SPOKANE, WASHINGTON — Terrapins men’s basketball forward Robert Carter Jr. heard Stefan Jankovic liked to trash talk.

But Carter said there was no talking Sunday from the Hawaii forward, whose team-leading 15.7 points per game had helped the Rainbow Warriors reach the Round of 32.

He didn’t give him a reason to.

The redshirt junior and reserve forward Damonte Dodd teamed up to hold Hawaii’s most proficient scorer to 5-for-17 shooting in the No. 5-seed Terps’ 73-60 victory.

“I got under his skin early,” Carter said. “He thought he was going to be able to make some isolation moves on me and he traveled. He missed a couple early jumpers. So I got up under his skin so he couldn’t get to yapping.”

Jankovic, who shoots 55.7 percent from the floor, missed his first five shots. With the Terps offense starting 1-for-9, a few makes from Jankovic could have put coach Mark Turgeon’s squad in a double-digit hole.

Instead, Carter got him rattled. Jankovic’s first make didn’t come until the 5:58 mark of the first half, after the Terps had turned a seven-point deficit to a three-point lead.

When he finally made a basket more than 14 minutes into the contest, tying the game, it came on a long 3-pointer with Carter’s hand in his face.

“What we tried to do was just crowd him and just make him make tough shots,” Dodd said. “And the shots he made, I feel like were really tough shots.”

After that first make, Jankovic turned to the Terps bench and stared them down as he ran back on defense.

The 6-foot-11 junior drilled another deep long ball with less than two minutes left in the half and danced back while sticking his tongue out. But even if his body language looked like he was finding a rhythm, he never settled into a consistent stroke against Carter and the Terps defense.

“He’s their go-to guy. I feel like I did a pretty good job on him,” Carter said. “The first half, I got him kind of flustered because I was playing his shot.”

Dodd credited Carter’s success on Jankovic to the work he’s put in with strength and conditioning coach Kyle Tarp. Carter has been doing extra footwork and speed drills to improve his lateral quickness.

That helped him keep Jankovic in front of him even when Hawaii isolated him in the post.

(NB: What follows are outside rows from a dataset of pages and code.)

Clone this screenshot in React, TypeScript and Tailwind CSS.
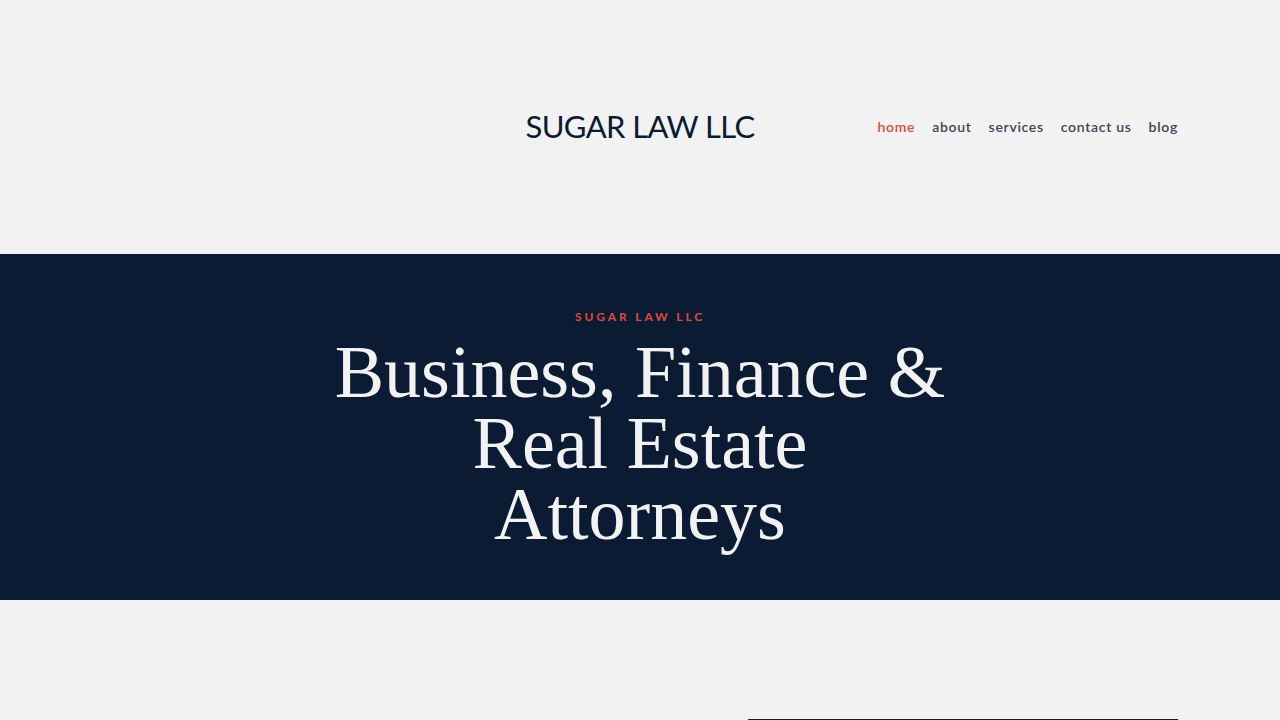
const navItems = [
  { label: 'home', active: true },
  { label: 'about' },
  { label: 'services' },
  { label: 'contact us' },
  { label: 'blog' },
];

const sans = "font-['Lato','Liberation_Sans',sans-serif]";

export default function App() {
  return (
    <div className="min-h-screen bg-[#f2f2f2]">
      <header className="grid h-[254px] grid-cols-[1fr_auto_1fr] items-center px-[102px]">
        <div />
        <a
          href="#"
          className={`${sans} pb-[2px] text-[31px] font-normal leading-none tracking-[-0.02em] text-[#0b1b33]`}
        >
          SUGAR LAW LLC
        </a>
        <nav className="flex justify-end gap-[17px] pb-[2px]">
          {navItems.map((item) => (
            <a
              key={item.label}
              href="#"
              className={`${sans} text-[14px] font-semibold tracking-[0.05em] ${
                item.active ? 'text-[#e0493a]' : 'text-[#3b4657]'
              }`}
            >
              {item.label}
            </a>
          ))}
        </nav>
      </header>

      <section className="flex h-[346px] flex-col items-center bg-[#0b1b33] pt-[57px] text-center">
        <p className={`${sans} text-[12px] font-bold uppercase leading-none tracking-[0.24em] text-[#e0493a]`}>
          Sugar Law LLC
        </p>
        <h1 className="mt-[14px] font-['Liberation_Serif',serif] text-[74px] leading-[71px] font-normal text-[#f2f2f2]">
          Business, Finance &amp;
          <br />
          Real Estate
          <br />
          Attorneys
        </h1>
      </section>

      <section className="grid grid-cols-[1fr_430px] px-[102px] pt-[119px]">
        <div />
        <div className="h-[300px] bg-[#1e1e1e]" />
      </section>
    </div>
  );
}
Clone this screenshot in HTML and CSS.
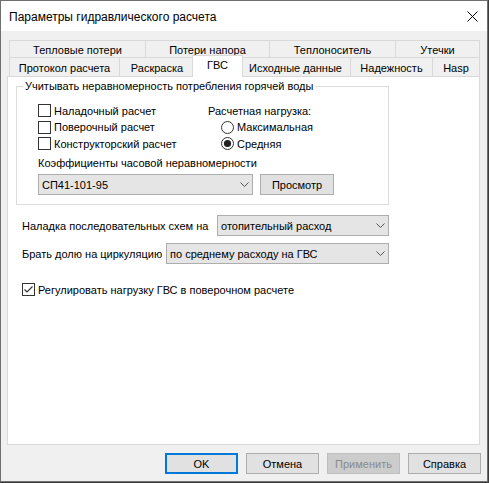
FILE: index.html
```
<!DOCTYPE html>
<html lang="ru">
<head>
<meta charset="utf-8">
<title>Параметры гидравлического расчета</title>
<link rel="stylesheet" href="styles.css">
</head>
<body>
<div class="window">
  <div class="titlebar">
    <span class="title">Параметры гидравлического расчета</span>
    <svg class="close" width="11" height="11" viewBox="0 0 11 11"><path d="M0.5 0.5 L10.5 10.5 M10.5 0.5 L0.5 10.5" stroke="#000" stroke-width="1" fill="none"/></svg>
  </div>
  <div class="content">
    <div class="tabs">
      <div class="tabrow row1">
        <div class="tab w137">Тепловые потери</div>
        <div class="tab w125">Потери напора</div>
        <div class="tab w127">Теплоноситель</div>
        <div class="tab w85">Утечки</div>
      </div>
      <div class="tabrow row2">
        <div class="tab w111">Протокол расчета</div>
        <div class="tab w76">Раскраска</div>
        <div class="tab selected">ГВС</div>
        <div class="tab w111">Исходные данные</div>
        <div class="tab w83">Надежность</div>
        <div class="tab w48">Hasp</div>
      </div>
    </div>
    <div class="panel">
      <div class="group">
        <div class="legend">Учитывать неравномерность потребления горячей воды</div>
        <div class="grid">
          <div class="check"><span class="box"></span><span>Наладочный расчет</span></div>
          <div class="caption">Расчетная нагрузка:</div>
          <div class="check"><span class="box"></span><span>Поверочный расчет</span></div>
          <div class="radio"><svg width="13" height="13" viewBox="0 0 13 13"><circle cx="6.5" cy="6.5" r="6" fill="#fff" stroke="#333"/></svg><span>Максимальная</span></div>
          <div class="check"><span class="box"></span><span>Конструкторский расчет</span></div>
          <div class="radio"><svg width="13" height="13" viewBox="0 0 13 13"><circle cx="6.5" cy="6.5" r="6" fill="#fff" stroke="#333"/><circle cx="6.5" cy="6.5" r="3.6" fill="#222"/></svg><span>Средняя</span></div>
        </div>
        <div class="coef-label">Коэффициенты часовой неравномерности</div>
        <div class="coef-row">
          <div class="combo w215"><span>СП41-101-95</span><svg width="9" height="5" viewBox="0 0 9 5"><path d="M0.5 0.5 L4.5 4.5 L8.5 0.5" stroke="#555" fill="none"/></svg></div>
          <div class="btn view">Просмотр</div>
        </div>
      </div>
      <div class="field-row first">
        <span class="flabel l195">Наладка последовательных схем на</span>
        <div class="combo w172"><span>отопительный расход</span><svg width="9" height="5" viewBox="0 0 9 5"><path d="M0.5 0.5 L4.5 4.5 L8.5 0.5" stroke="#555" fill="none"/></svg></div>
      </div>
      <div class="field-row second">
        <span class="flabel l144">Брать долю на циркуляцию</span>
        <div class="combo w223"><span>по среднему расходу на ГВС</span><svg width="9" height="5" viewBox="0 0 9 5"><path d="M0.5 0.5 L4.5 4.5 L8.5 0.5" stroke="#555" fill="none"/></svg></div>
      </div>
      <div class="check regul"><svg class="cbox" width="13" height="13" viewBox="0 0 13 13"><rect x="0.5" y="0.5" width="12" height="12" fill="#fff" stroke="#333"/><path d="M2.5 6.5 L5 9 L10.5 3.5" stroke="#333" stroke-width="1.2" fill="none"/></svg><span>Регулировать нагрузку ГВС в поверочном расчете</span></div>
    </div>
    <div class="buttons">
      <div class="btn dlg default">OK</div>
      <div class="btn dlg">Отмена</div>
      <div class="btn dlg disabled">Применить</div>
      <div class="btn dlg">Справка</div>
    </div>
  </div>
</div>
</body>
</html>
```
FILE: styles.css
```
* { box-sizing: border-box; }
html, body { margin: 0; padding: 0; }
body {
  width: 489px;
  height: 483px;
  background: #3c3c3c;
  font-family: "Liberation Sans", Arial, sans-serif;
  font-size: 11px;
  color: #000;
}
.window {
  width: 488px;
  height: 482px;
  border: 1px solid #6f6f6f;
  background: #f0f0f0;
  display: flex;
  flex-direction: column;
}
.titlebar {
  height: 30px;
  flex: none;
  background: #fff;
  display: flex;
  align-items: center;
  justify-content: space-between;
  padding: 1px 9px 0 8px;
}
.title { font-size: 12px; line-height: 14px; }
.close { display: block; }
.content {
  flex: 1;
  padding: 9px 7px 0 6px;
  display: flex;
  flex-direction: column;
}
.tabs { margin-left: 2px; }
.tabrow { display: flex; align-items: flex-start; }
.row1 { height: 17px; }
.row2 { height: 19px; }
.tab {
  border: 1px solid #d9d9d9;
  border-bottom: none;
  background: #f0f0f0;
  margin-right: -1px;
  text-align: center;
  white-space: nowrap;
  line-height: 16px;
}
.row1 .tab { height: 17px; padding-top: 1px; }
.row2 .tab { height: 19px; padding-top: 2px; }
.row2 .tab.selected {
  width: 51px;
  height: 22px;
  margin-top: -2px;
  margin-left: -2px;
  margin-right: -3px;
  padding-top: 1px;
  background: #fff;
  z-index: 2;
}
.w137 { width: 137px; }
.w125 { width: 125px; }
.w127 { width: 127px; }
.w85 { width: 85px; }
.w111 { width: 111px; }
.w76 { width: 76px; }
.w83 { width: 83px; }
.w48 { width: 48px; }
.panel {
  width: 473px;
  height: 369px;
  border: 1px solid #d9d9d9;
  background: #fff;
  flex: none;
}
.group {
  margin: 9px 0 0 8px;
  width: 373px;
  height: 119px;
  border: 1px solid #dcdcdc;
  padding: 0 0 0 21px;
}
.legend {
  display: table;
  margin: -8px 0 0 -15px;
  padding: 0 2px;
  line-height: 14px;
  background: #fff;
  white-space: nowrap;
}
.grid {
  margin-top: 9px;
  display: grid;
  grid-template-columns: 170px auto;
  grid-template-rows: 17px 16px 17px;
}
.check, .radio { display: flex; align-items: center; gap: 3px; line-height: 14px; }
.box {
  width: 13px;
  height: 13px;
  border: 1px solid #333;
  background: #fff;
  flex: none;
}
.caption { line-height: 14px; display: flex; align-items: center; }
.radio { margin-left: 13px; gap: 3px; }
.radio svg { display: block; flex: none; }
.coef-label { margin-top: 4px; line-height: 14px; }
.coef-row { margin-top: 4px; display: flex; }
.combo {
  height: 21px;
  background: #e5e5e5;
  border: 1px solid #adadad;
  display: flex;
  align-items: center;
  justify-content: space-between;
  padding: 0 3px 0 3px;
  white-space: nowrap;
}
.combo svg { display: block; flex: none; }
.w215 { width: 215px; }
.w172 { width: 172px; }
.w223 { width: 223px; }
.btn {
  height: 21px;
  background: #e1e1e1;
  border: 1px solid #adadad;
  display: flex;
  align-items: center;
  justify-content: center;
  white-space: nowrap;
}
.view { width: 74px; margin-left: 7px; }
.field-row { display: flex; align-items: center; margin-left: 14px; }
.field-row.first { margin-top: 10px; }
.field-row.second { margin-top: 7px; }
.flabel { padding-top: 1px; line-height: 14px; white-space: nowrap; }
.l195 { width: 195px; }
.l144 { width: 144px; }
.regul { margin: 19px 0 0 14px; height: 13px; gap: 3px; }
.cbox { display: block; flex: none; }
.buttons {
  margin-top: 8px;
  margin-right: -1px;
  display: flex;
  justify-content: flex-end;
  gap: 8px;
}
.dlg { width: 73px; }
.default { border: 2px solid #0078d7; }
.disabled { background: #cccccc; border-color: #bfbfbf; color: #8a8a8a; }
```
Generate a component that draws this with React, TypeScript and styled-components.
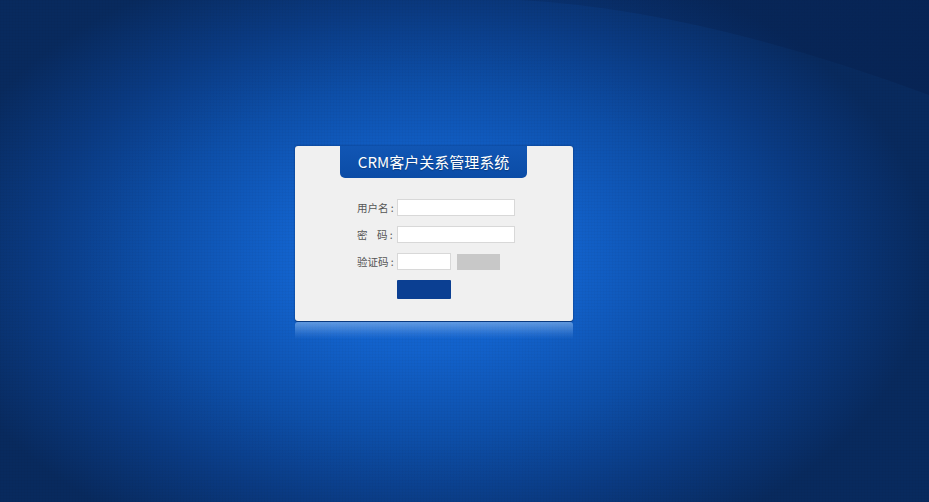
import React from "react";
import styled, { createGlobalStyle } from "styled-components";

const Global = createGlobalStyle`
  html, body { margin: 0; padding: 0; }
  body { font-family: "Noto Sans CJK SC", "Noto Sans", sans-serif; }
  * { box-sizing: border-box; }
`;

const Page = styled.div`
  position: relative;
  width: 929px;
  height: 502px;
  overflow: hidden;
  background:
    repeating-linear-gradient(0deg, rgba(0,0,0,0.025) 0 1px, transparent 1px 3px),
    repeating-linear-gradient(90deg, rgba(0,0,0,0.025) 0 1px, transparent 1px 3px),
    radial-gradient(ellipse 54% 64% at 46% 52%, #1569d8 0%, #1262cc 28%, #0d4fa9 55%, #0a3a82 78%, #082a5e 100%);
  padding: 146px 0 0 295px;
`;

const Curve = styled.svg`
  position: absolute;
  top: 0;
  left: 0;
  pointer-events: none;
`;

const CardWrap = styled.div`
  position: relative;
  width: 278px;
`;

const Card = styled.div`
  width: 278px;
  height: 175px;
  background: #f0f0f0;
  border-radius: 3px;
  box-shadow: 0 1px 0 #0a3a80, 0 0 2px rgba(0, 20, 60, 0.6);
  display: flex;
  flex-direction: column;
  align-items: flex-start;
`;

const TitleTab = styled.div`
  width: 187px;
  height: 32px;
  margin-left: 45px;
  background: linear-gradient(#1156b4, #0b4ca6);
  border-radius: 0 0 5px 5px;
  color: #fff;
  font-size: 15px;
  line-height: 32px;
  text-align: center;
  text-shadow: 0 1px 1px rgba(0, 0, 0, 0.25);
`;

const Form = styled.div`
  margin-top: 21px;
  margin-left: 62px;
  display: flex;
  flex-direction: column;
  gap: 10px;
`;

const Row = styled.div`
  display: flex;
  align-items: center;
  height: 17px;
`;

const Label = styled.span`
  width: 40px;
  font-size: 10.5px;
  color: #555;
  white-space: pre;
`;

const Input = styled.div<{ $w: number }>`
  width: ${(p) => p.$w}px;
  height: 17px;
  background: #fff;
  border: 1px solid #d8d8d8;
`;

const Captcha = styled.div`
  width: 43px;
  height: 16px;
  margin-left: 6px;
  background: #c8c8c8;
`;

const Button = styled.div`
  margin-left: 40px;
  margin-top: 1px;
  width: 54px;
  height: 19px;
  background: #0b3f92;
  border-radius: 1px;
`;

const Reflection = styled.div`
  width: 278px;
  height: 17px;
  margin-top: 1px;
  border-radius: 3px 3px 0 0;
  background: linear-gradient(rgba(160, 200, 245, 0.55), rgba(120, 170, 235, 0.18) 70%, rgba(120, 170, 235, 0));
`;

export default function App() {
  return (
    <>
      <Global />
      <Page>
        <Curve width="929" height="502" viewBox="0 0 929 502">
          <defs>
            <linearGradient id="cg" x1="0" y1="0" x2="1" y2="0">
              <stop offset="0" stopColor="#061f4d" stopOpacity="0.2" />
              <stop offset="1" stopColor="#061f4d" stopOpacity="0.5" />
            </linearGradient>
          </defs>
          <path d="M520 0 Q 700 10 929 95 L929 0 Z" fill="url(#cg)" />
        </Curve>
        <CardWrap>
          <Card>
            <TitleTab>CRM客户关系管理系统</TitleTab>
            <Form>
              <Row>
                <Label>{"用户名 :"}</Label>
                <Input $w={118} />
              </Row>
              <Row>
                <Label>{"密    码 :"}</Label>
                <Input $w={118} />
              </Row>
              <Row>
                <Label>{"验证码 :"}</Label>
                <Input $w={54} />
                <Captcha />
              </Row>
              <Row>
                <Button />
              </Row>
            </Form>
          </Card>
          <Reflection />
        </CardWrap>
      </Page>
    </>
  );
}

“I was really proud of Rob,” Turgeon said. “He’s worked hard.”

But Carter said it was more than just his individual effort. He complemented the team’s ball-screen defense for allowing him to stay tight to Jankovic near the perimeter.

It was something Jankovic noticed, too. During Hawaii’s postgame news conference, Jankovic credited the Terps’ ability to play team defense for limiting his production.

“As soon as I tried to dribble, guys were around,” Jankovic said. “They had great help defense, great one-on-one individual defense down in the post.”

While Carter sat for stretches of the second half in foul trouble before fouling out with 1 minute and 54 seconds left, Jankovic stat line over the final 20 minutes wasn’t any better.

The Ontario, Canada, native went 2-for-9 after the break as Hawaii’s season came to an end.

“He didn’t say anything to me,” Carter said. “He couldn’t even get to talking.”